%%

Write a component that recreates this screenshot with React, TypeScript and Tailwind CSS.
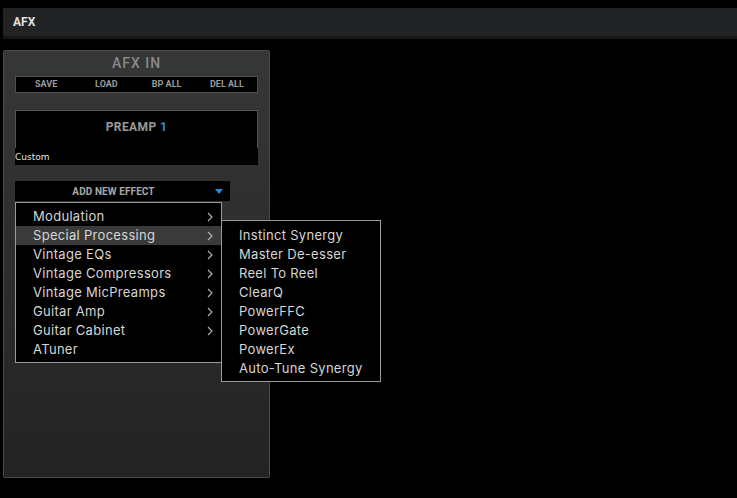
import React from "react";

const mainItems = [
  { label: "Modulation", sub: true },
  { label: "Special Processing", sub: true, active: true },
  { label: "Vintage EQs", sub: true },
  { label: "Vintage Compressors", sub: true },
  { label: "Vintage MicPreamps", sub: true },
  { label: "Guitar Amp", sub: true },
  { label: "Guitar Cabinet", sub: true },
  { label: "ATuner", sub: false },
];

const subItems = [
  "Instinct Synergy",
  "Master De-esser",
  "Reel To Reel",
  "ClearQ",
  "PowerFFC",
  "PowerGate",
  "PowerEx",
  "Auto-Tune Synergy",
];

function Chevron() {
  return (
    <svg width="6" height="10" viewBox="0 0 6 10" className="text-[#b5b5b5]">
      <path d="M1 1 L5 5 L1 9" fill="none" stroke="currentColor" strokeWidth="1.1" />
    </svg>
  );
}

export default function App() {
  return (
    <div className="relative w-[737px] h-[498px] bg-black overflow-hidden font-['Roboto',sans-serif]">
      <div className="pt-[8px] pl-[3px]">
        <div className="h-[28px] bg-[#222324] flex items-center pl-[10px]">
          <span className="text-[12px] font-bold text-[#e0e0e0]">AFX</span>
        </div>
        <div className="h-[3px] bg-[#161718]" />
      </div>

      <div className="ml-[3px] mt-[11px] w-[267px] h-[428px] rounded-[2px] border border-[#4a4a4a] bg-gradient-to-b from-[#363738] to-[#232323] px-[11px]">
        <div className="h-[25px] flex items-center justify-center">
          <span className="text-[14px] tracking-[1px] font-medium text-[#8a8a8a]">AFX IN</span>
        </div>
        <div className="h-[17px] bg-black border border-[#505050] grid grid-cols-4 items-center">
          {["SAVE", "LOAD", "BP ALL", "DEL ALL"].map((t) => (
            <span key={t} className="text-center text-[9px] font-bold text-[#9a9a9a] leading-none">
              {t}
            </span>
          ))}
        </div>

        <div className="mt-[17px] h-[38px] bg-black border-t border-l border-r border-[#555555] flex items-center justify-center pb-[6px]">
          <span className="text-[12px] font-bold text-[#9a9a9a] tracking-[0.4px]">
            PREAMP <span className="text-[#2a8fd8]">1</span>
          </span>
        </div>
        <div className="h-[17px] bg-black flex items-center pt-[2px]">
          <span className="text-[9px] text-[#e6e6e6] font-['DejaVu_Sans',sans-serif] leading-none">Custom</span>
        </div>

        <div className="mt-[16px] w-[215px] h-[20px] bg-black relative flex items-center justify-center pt-[1px] pr-[18px]">
          <span className="text-[10px] font-bold text-[#a8a8a8] tracking-[0.1px]">ADD NEW EFFECT</span>
          <svg width="8" height="5" viewBox="0 0 8 5" className="absolute left-[200px] top-[8px]">
            <path d="M0 0 H8 L4 5 Z" fill="#1e8fd6" />
          </svg>
        </div>
      </div>

      <div className="absolute left-[15px] top-[202px] w-[207px] border border-[#9a9a9a] bg-black pt-[4px] pb-[3px] font-['Inter',sans-serif]">
        {mainItems.map((it) => (
          <div
            key={it.label}
            className={`h-[19px] flex items-center justify-between pl-[17px] pr-[8px] ${it.active ? "bg-[#3a3a3b]" : ""}`}
          >
            <span className="text-[13px] text-[#d6d6d6] leading-none tracking-[0.3px]">{it.label}</span>
            {it.sub && <Chevron />}
          </div>
        ))}
      </div>

      <div className="absolute left-[221px] top-[220px] w-[160px] border border-[#9a9a9a] bg-black pt-[5px] pb-[3px] font-['Inter',sans-serif]">
        {subItems.map((s) => (
          <div key={s} className="h-[19px] flex items-center pl-[17px]">
            <span className="text-[13px] text-[#d6d6d6] leading-none tracking-[0.3px]">{s}</span>
          </div>
        ))}
      </div>
    </div>
  );
}
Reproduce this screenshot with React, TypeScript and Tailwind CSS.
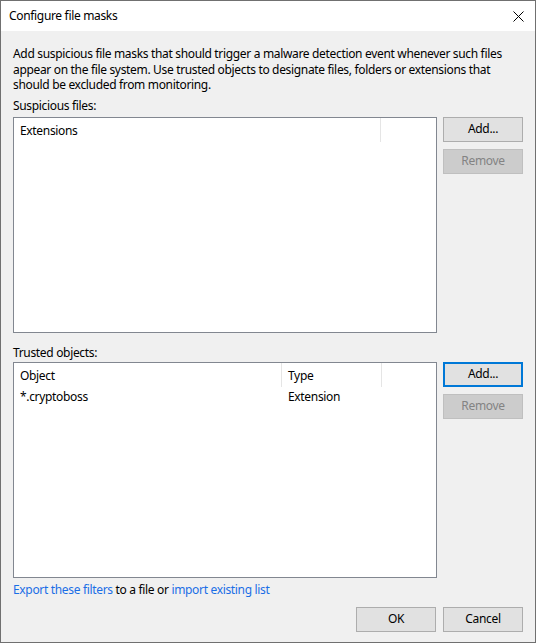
import React from 'react';

// Configure file masks dialog (Windows 10 style)

const font = "font-['Segoe_UI','Noto_Sans',sans-serif] text-[12px] tracking-[-0.33px]";

const Button: React.FC<{ label: string; disabled?: boolean; focused?: boolean }> = ({
  label,
  disabled,
  focused,
}) => {
  let cls = 'border-[#adadad] bg-[#e1e1e1] text-black';
  if (disabled) cls = 'border-[#bfbfbf] bg-[#cccccc] text-[#838383]';
  if (focused) cls = 'border-2 border-[#0078d7] bg-[#e1e1e1] text-black';
  return (
    <button
      type="button"
      className={`flex h-[25px] w-[80px] items-center justify-center border leading-none ${cls}`}
    >
      {label}
    </button>
  );
};

interface Column {
  title: string;
  width: string;
}

const ListView: React.FC<{ columns: Column[]; rows: string[][] }> = ({ columns, rows }) => (
  <div className="h-[216px] flex-1 border border-[#828790] bg-white">
    <div className="flex h-[24px]">
      {columns.map((c) => (
        <div
          key={c.title}
          className={`flex items-center border-r border-[#e5e5e5] pt-[2px] pl-[6px] ${c.width}`}
        >
          {c.title}
        </div>
      ))}
    </div>
    {rows.map((r, i) => (
      <div key={i} className="flex h-[21px]">
        {r.map((cell, j) => (
          <div key={j} className={`flex items-center pl-[6px] ${columns[j].width}`}>
            {cell}
          </div>
        ))}
      </div>
    ))}
  </div>
);

export default function App() {
  return (
    <div
      className={`flex h-[643px] w-[536px] flex-col border border-[#707070] bg-[#f0f0f0] text-black ${font}`}
    >
      {/* Title bar */}
      <div className="flex h-[30px] shrink-0 items-center justify-between bg-white pl-[8px] pr-[11px]">
        <span>Configure file masks</span>
        <svg width="11" height="11" viewBox="0 0 11 11" className="mt-[1px]">
          <path d="M0.5 0.5 L10.5 10.5 M10.5 0.5 L0.5 10.5" stroke="#000" strokeWidth="1" />
        </svg>
      </div>

      {/* Body */}
      <div className="flex flex-1 flex-col px-[12px] pt-[15px] leading-[15.5px]">
        <p>
          Add suspicious file masks that should trigger a malware detection event whenever such files
          appear on the file system. Use trusted objects to designate files, folders or extensions that
          should be excluded from monitoring.
        </p>

        <div className="mt-[5px] h-[15px]">Suspicious files:</div>
        <div className="mt-[4px] flex gap-[6px]">
          <ListView columns={[{ title: 'Extensions', width: 'w-[367px]' }]} rows={[]} />
          <div className="flex flex-col gap-[7px]">
            <Button label="Add..." />
            <Button label="Remove" disabled />
          </div>
        </div>

        <div className="mt-[12px] h-[15px]">Trusted objects:</div>
        <div className="mt-[2px] flex gap-[6px]">
          <ListView
            columns={[
              { title: 'Object', width: 'w-[268px]' },
              { title: 'Type', width: 'w-[100px]' },
            ]}
            rows={[['*.cryptoboss', 'Extension']]}
          />
          <div className="flex flex-col gap-[7px]">
            <Button label="Add..." focused />
            <Button label="Remove" disabled />
          </div>
        </div>

        <div className="mt-[4px] h-[15px]">
          <a className="text-[#1a6ee6]">Export these filters</a> to a file or{' '}
          <a className="text-[#1a6ee6]">import existing list</a>
        </div>

        <div className="mt-[10px] flex justify-end gap-[7px]">
          <Button label="OK" />
          <Button label="Cancel" />
        </div>
      </div>
    </div>
  );
}
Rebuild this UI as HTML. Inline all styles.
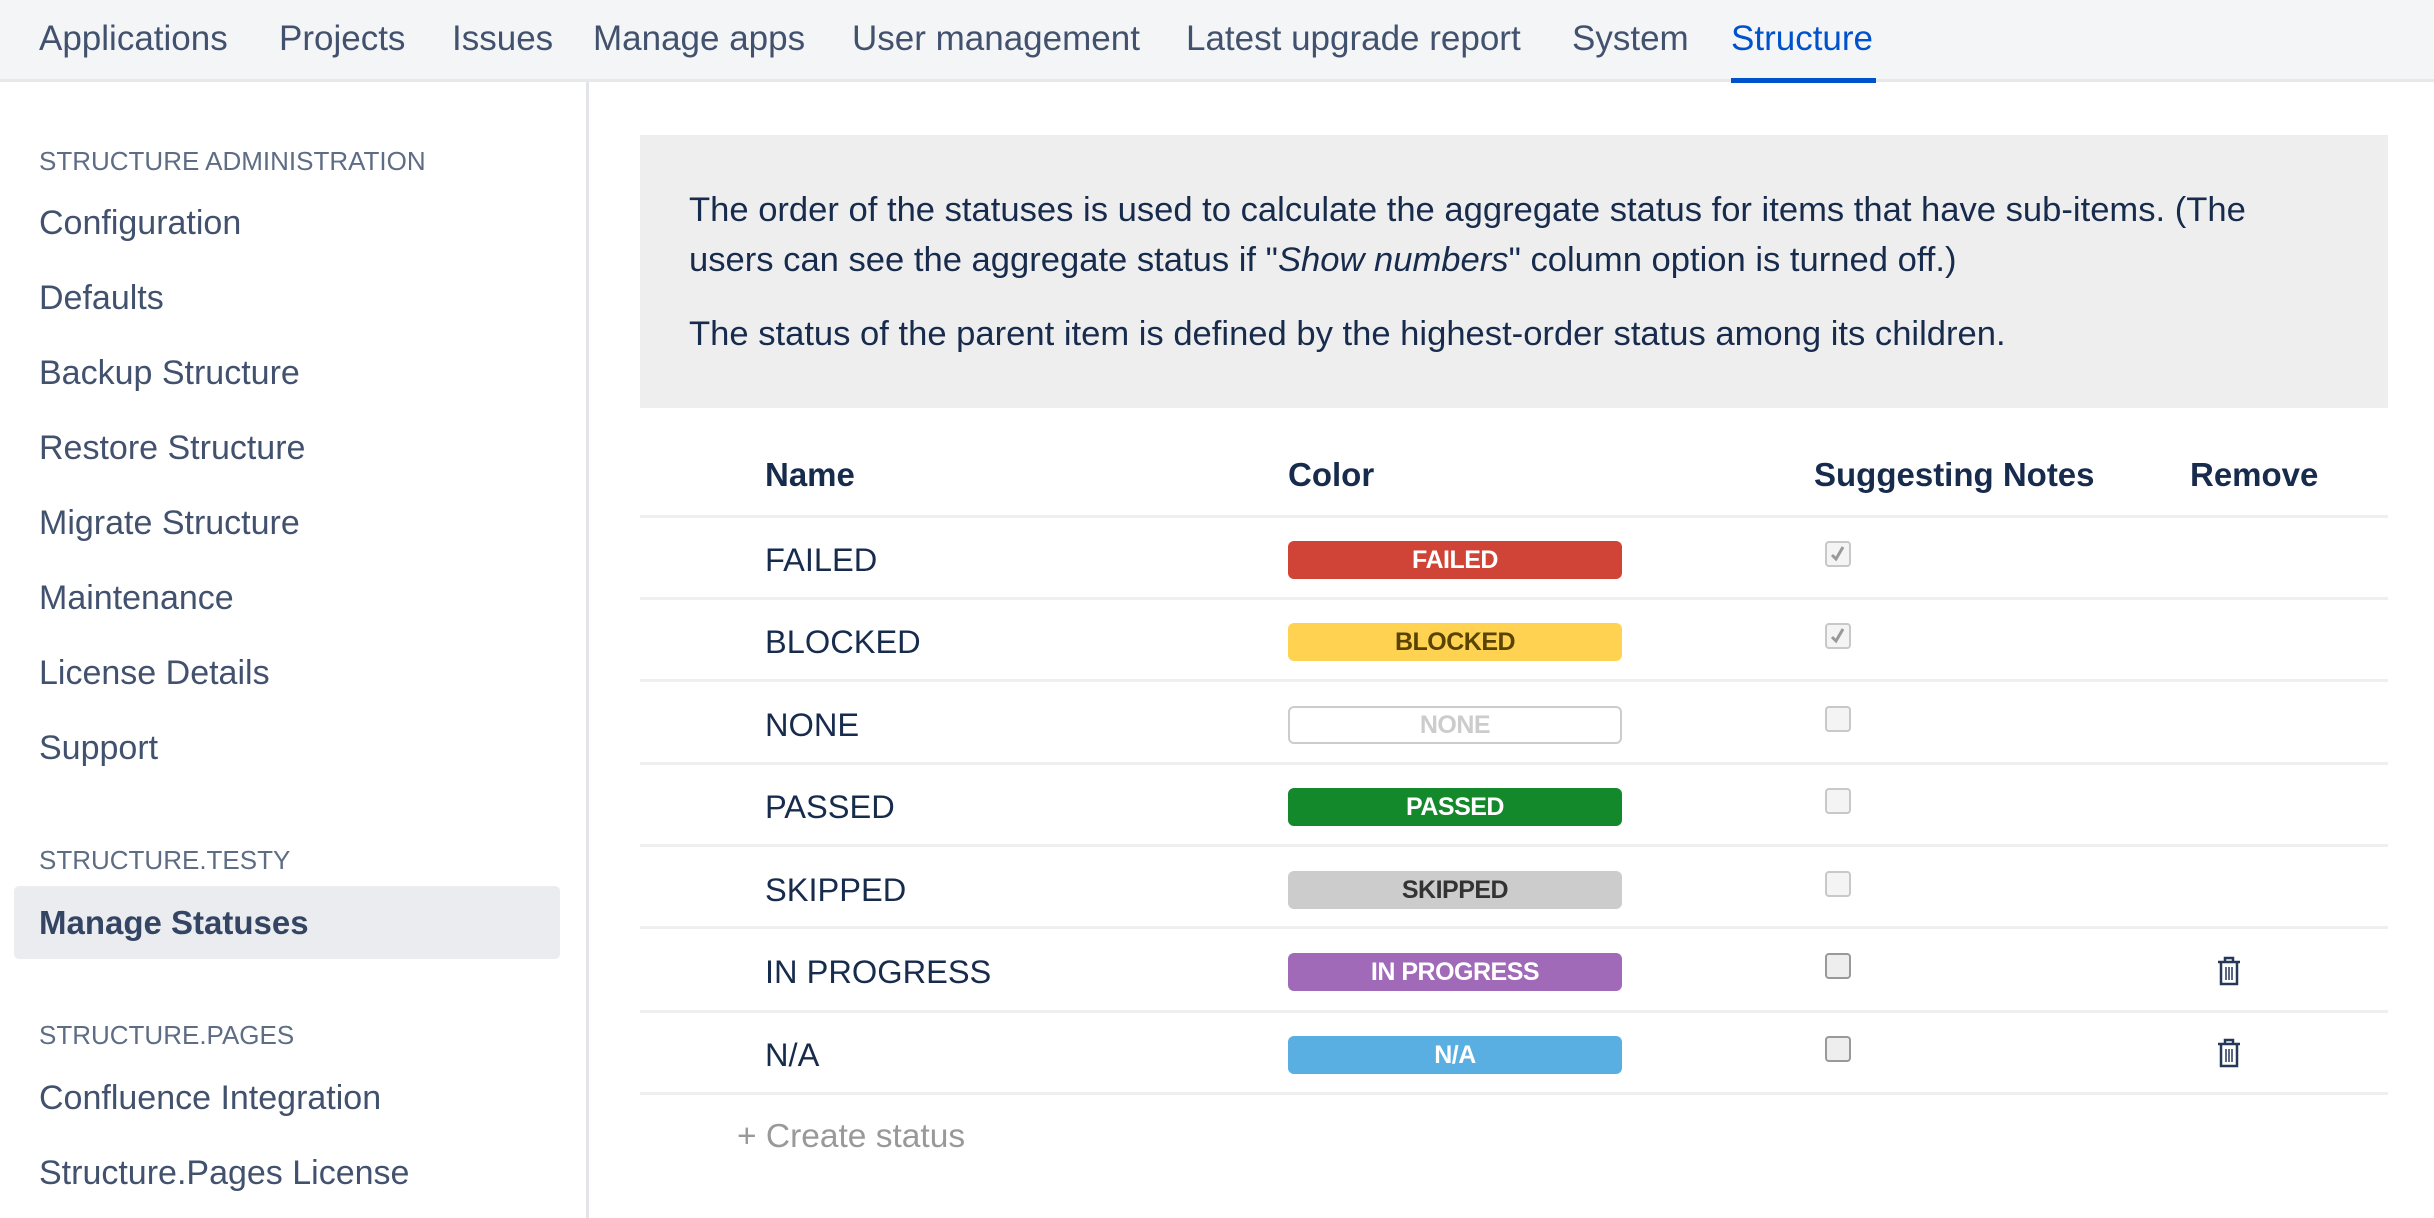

%%

[Exercise task]: Print all of the records shown above exactly, leaving out each picture.

[Finished task]:
Write a component that recreates this screenshot with React, TypeScript and Tailwind CSS.
import React from "react";

const mainItems = [
  { label: "Modulation", sub: true },
  { label: "Special Processing", sub: true, active: true },
  { label: "Vintage EQs", sub: true },
  { label: "Vintage Compressors", sub: true },
  { label: "Vintage MicPreamps", sub: true },
  { label: "Guitar Amp", sub: true },
  { label: "Guitar Cabinet", sub: true },
  { label: "ATuner", sub: false },
];

const subItems = [
  "Instinct Synergy",
  "Master De-esser",
  "Reel To Reel",
  "ClearQ",
  "PowerFFC",
  "PowerGate",
  "PowerEx",
  "Auto-Tune Synergy",
];

function Chevron() {
  return (
    <svg width="6" height="10" viewBox="0 0 6 10" className="text-[#b5b5b5]">
      <path d="M1 1 L5 5 L1 9" fill="none" stroke="currentColor" strokeWidth="1.1" />
    </svg>
  );
}

export default function App() {
  return (
    <div className="relative w-[737px] h-[498px] bg-black overflow-hidden font-['Roboto',sans-serif]">
      <div className="pt-[8px] pl-[3px]">
        <div className="h-[28px] bg-[#222324] flex items-center pl-[10px]">
          <span className="text-[12px] font-bold text-[#e0e0e0]">AFX</span>
        </div>
        <div className="h-[3px] bg-[#161718]" />
      </div>

      <div className="ml-[3px] mt-[11px] w-[267px] h-[428px] rounded-[2px] border border-[#4a4a4a] bg-gradient-to-b from-[#363738] to-[#232323] px-[11px]">
        <div className="h-[25px] flex items-center justify-center">
          <span className="text-[14px] tracking-[1px] font-medium text-[#8a8a8a]">AFX IN</span>
        </div>
        <div className="h-[17px] bg-black border border-[#505050] grid grid-cols-4 items-center">
          {["SAVE", "LOAD", "BP ALL", "DEL ALL"].map((t) => (
            <span key={t} className="text-center text-[9px] font-bold text-[#9a9a9a] leading-none">
              {t}
            </span>
          ))}
        </div>

        <div className="mt-[17px] h-[38px] bg-black border-t border-l border-r border-[#555555] flex items-center justify-center pb-[6px]">
          <span className="text-[12px] font-bold text-[#9a9a9a] tracking-[0.4px]">
            PREAMP <span className="text-[#2a8fd8]">1</span>
          </span>
        </div>
        <div className="h-[17px] bg-black flex items-center pt-[2px]">
          <span className="text-[9px] text-[#e6e6e6] font-['DejaVu_Sans',sans-serif] leading-none">Custom</span>
        </div>

        <div className="mt-[16px] w-[215px] h-[20px] bg-black relative flex items-center justify-center pt-[1px] pr-[18px]">
          <span className="text-[10px] font-bold text-[#a8a8a8] tracking-[0.1px]">ADD NEW EFFECT</span>
          <svg width="8" height="5" viewBox="0 0 8 5" className="absolute left-[200px] top-[8px]">
            <path d="M0 0 H8 L4 5 Z" fill="#1e8fd6" />
          </svg>
        </div>
      </div>

      <div className="absolute left-[15px] top-[202px] w-[207px] border border-[#9a9a9a] bg-black pt-[4px] pb-[3px] font-['Inter',sans-serif]">
        {mainItems.map((it) => (
          <div
            key={it.label}
            className={`h-[19px] flex items-center justify-between pl-[17px] pr-[8px] ${it.active ? "bg-[#3a3a3b]" : ""}`}
          >
            <span className="text-[13px] text-[#d6d6d6] leading-none tracking-[0.3px]">{it.label}</span>
            {it.sub && <Chevron />}
          </div>
        ))}
      </div>

      <div className="absolute left-[221px] top-[220px] w-[160px] border border-[#9a9a9a] bg-black pt-[5px] pb-[3px] font-['Inter',sans-serif]">
        {subItems.map((s) => (
          <div key={s} className="h-[19px] flex items-center pl-[17px]">
            <span className="text-[13px] text-[#d6d6d6] leading-none tracking-[0.3px]">{s}</span>
          </div>
        ))}
      </div>
    </div>
  );
}
Reproduce this screenshot with React, TypeScript and Tailwind CSS.
import React from 'react';

// Configure file masks dialog (Windows 10 style)

const font = "font-['Segoe_UI','Noto_Sans',sans-serif] text-[12px] tracking-[-0.33px]";

const Button: React.FC<{ label: string; disabled?: boolean; focused?: boolean }> = ({
  label,
  disabled,
  focused,
}) => {
  let cls = 'border-[#adadad] bg-[#e1e1e1] text-black';
  if (disabled) cls = 'border-[#bfbfbf] bg-[#cccccc] text-[#838383]';
  if (focused) cls = 'border-2 border-[#0078d7] bg-[#e1e1e1] text-black';
  return (
    <button
      type="button"
      className={`flex h-[25px] w-[80px] items-center justify-center border leading-none ${cls}`}
    >
      {label}
    </button>
  );
};

interface Column {
  title: string;
  width: string;
}

const ListView: React.FC<{ columns: Column[]; rows: string[][] }> = ({ columns, rows }) => (
  <div className="h-[216px] flex-1 border border-[#828790] bg-white">
    <div className="flex h-[24px]">
      {columns.map((c) => (
        <div
          key={c.title}
          className={`flex items-center border-r border-[#e5e5e5] pt-[2px] pl-[6px] ${c.width}`}
        >
          {c.title}
        </div>
      ))}
    </div>
    {rows.map((r, i) => (
      <div key={i} className="flex h-[21px]">
        {r.map((cell, j) => (
          <div key={j} className={`flex items-center pl-[6px] ${columns[j].width}`}>
            {cell}
          </div>
        ))}
      </div>
    ))}
  </div>
);

export default function App() {
  return (
    <div
      className={`flex h-[643px] w-[536px] flex-col border border-[#707070] bg-[#f0f0f0] text-black ${font}`}
    >
      {/* Title bar */}
      <div className="flex h-[30px] shrink-0 items-center justify-between bg-white pl-[8px] pr-[11px]">
        <span>Configure file masks</span>
        <svg width="11" height="11" viewBox="0 0 11 11" className="mt-[1px]">
          <path d="M0.5 0.5 L10.5 10.5 M10.5 0.5 L0.5 10.5" stroke="#000" strokeWidth="1" />
        </svg>
      </div>

      {/* Body */}
      <div className="flex flex-1 flex-col px-[12px] pt-[15px] leading-[15.5px]">
        <p>
          Add suspicious file masks that should trigger a malware detection event whenever such files
          appear on the file system. Use trusted objects to designate files, folders or extensions that
          should be excluded from monitoring.
        </p>

        <div className="mt-[5px] h-[15px]">Suspicious files:</div>
        <div className="mt-[4px] flex gap-[6px]">
          <ListView columns={[{ title: 'Extensions', width: 'w-[367px]' }]} rows={[]} />
          <div className="flex flex-col gap-[7px]">
            <Button label="Add..." />
            <Button label="Remove" disabled />
          </div>
        </div>

        <div className="mt-[12px] h-[15px]">Trusted objects:</div>
        <div className="mt-[2px] flex gap-[6px]">
          <ListView
            columns={[
              { title: 'Object', width: 'w-[268px]' },
              { title: 'Type', width: 'w-[100px]' },
            ]}
            rows={[['*.cryptoboss', 'Extension']]}
          />
          <div className="flex flex-col gap-[7px]">
            <Button label="Add..." focused />
            <Button label="Remove" disabled />
          </div>
        </div>

        <div className="mt-[4px] h-[15px]">
          <a className="text-[#1a6ee6]">Export these filters</a> to a file or{' '}
          <a className="text-[#1a6ee6]">import existing list</a>
        </div>

        <div className="mt-[10px] flex justify-end gap-[7px]">
          <Button label="OK" />
          <Button label="Cancel" />
        </div>
      </div>
    </div>
  );
}
Rebuild this UI as HTML. Inline all styles.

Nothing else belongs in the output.